雇用対策法および派遣法による規制~知っていますか? 人材募集のルール~
雇用対策法と派遣法の留意点
年齢による差別や派遣期間にも留意が必要
実は、雇用対策法では募集条件において「何歳以上何歳以下」というような年齢による制限を差別として禁止しています。また、派遣法では派遣労働者の派遣期間についての規制があります。派遣期間を超えて業務を続けてもらいたい場合は、派遣期間が過ぎる前の定められた時期までに雇用契約の申し込みをしなければならないというものです。
雇用対策法による、年齢差別の禁止
根拠のない年齢制限は認められない?
雇用対策法では労働者の募集、採用にあたって年齢による差別を禁止することが原則として事業主に義務づけられています。これは年齢にかかわりなく均等な雇用機会を設けることを目的としたものです。
たとえば「20~35歳以上の方を募集」と募集条件に記載することは禁止されています。
つまり、年齢の上限下限について根拠のない基準は認められないということです。けれども、労働基準法などで18歳以上の年齢でなければその業務に就くことができないなどの規定があれば「18歳以上」とし、60歳が定年と規定されている企業であれば「60歳未満(定年は60歳)」と明示することは可能です。
また、雇用対策法に基づいて発せられている「青少年の雇用機会の確保等に関して事業主が適切に対処するための指針」では、概ね35歳未満の青少年の雇用状況を改善するための措置として、事業主に対して採用基準の明確化、応募資格の既卒者への開放(卒業後少なくとも3年までの新卒者として扱うことを含む)、通年採用の導入、実践的な職業能力の開発推進等の努力義務を課しています。
年齢制限には例外もある
とはいえ、年齢を記載した募集条件がすべて禁止されているわけではありません。業務により法律で従事できる年齢があるものや、資格取得のための実務経験なども年齢がかかわってきます。このため、必要な条件として年齢を示した募集をすることもできるのです。
例えば、労働基準法等法令の規定で年齢制限が設けられている場合は「18歳以上の方を募集(労働基準法の危険有害業務)」と記載することができます。

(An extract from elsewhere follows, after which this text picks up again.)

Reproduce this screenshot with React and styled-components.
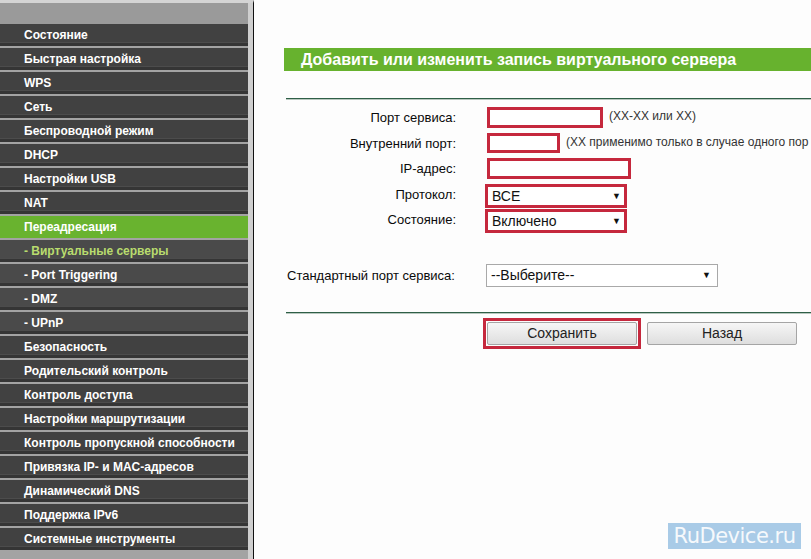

このほか、中高年雇用対策に対応した募集では年齢の上限を上げるよう努力義務もありますが、既卒者等若者の長期育成などを目的とした採用項目では、それと分かる内容を添えて若者に限って募集することができます。
こちらは長期勤続によるキャリア形成を図る観点から若者等を期間の定めのない労働契約の対象として募集・採用する場合で、これについては対象者の職業経験について不問とし、新規学卒者以外でも新規学卒者と同等の処遇(教育等)を受けるというものです。
「35歳未満の方を募集(職務経験不問)」「40歳未満の方を募集(簿記2級以上)」などはこの長期勤続によるキャリア形成を図る若者等の採用に該当すれば、記載する項目です。ここでも「20~35歳の方を募集」というように下限年齢をつけることは規制に反することになりますので、人材募集の際には注意が必要です。
派遣法によるさまざまな義務
年齢による差別や派遣期間にも留意が必要
事業主は派遣労働者との間に直接の雇用関係はありません。とはいえ、派遣法により派遣労働者に対するさまざまな義務があることを知っておきましょう。その一つに雇用契約の申し込み義務があります。
派遣労働者は一部の専門業務以外は派遣期間に制限があります。同一部署で同じ業務に携わる場合、原則1年、最長3年と規定されています。このため、派遣先である事業主は1年を超えて継続して派遣を利用する場合、あらかじめ3年までの間で期間を決めておく必要があります。そして、派遣期間の制限に抵触する日以降、つまり派遣期間が終了する翌日からの雇用について、雇用契約締結の申し込みをしなければならないことが義務づけられているのです。
派遣労働者は1事業所で勤務年数を重ねたいのか、あるいは数多くの事業所でキャリアを重ねたいのかその思いはさまざまでしょう。こうした派遣労働者の意向をふまえるためにも、派遣会社は派遣労働者に対し、派遣契約を結ぶ際に派遣先における抵触日がいつになるかを知らせる必要があります。
なかには派遣期間に制限のない業務もある?
専門知識や技術・経験を要する26の業務が対象外
一方、派遣期間に制限のない業務は26あり、派遣法で「専門的な知識、技術または経験を必要とする業務」または「特別の雇用管理が必要であると認められる業務」と定められています。ソフトウエア開発、機械設計、秘書などがあります。これらの職種でも事業所ごとに同一の業務に3年を超える期間、同じ派遣労働者を継続して雇用しようとする場合、その派遣労働者に対して雇用契約の申し込みをする義務があります。
派遣期間に制限がないからといっても、派遣先の事業主は雇用期間や雇用継続を検討し、派遣期間が終了する前に雇用契約についての申し込みをする義務があることを忘れてはいけません。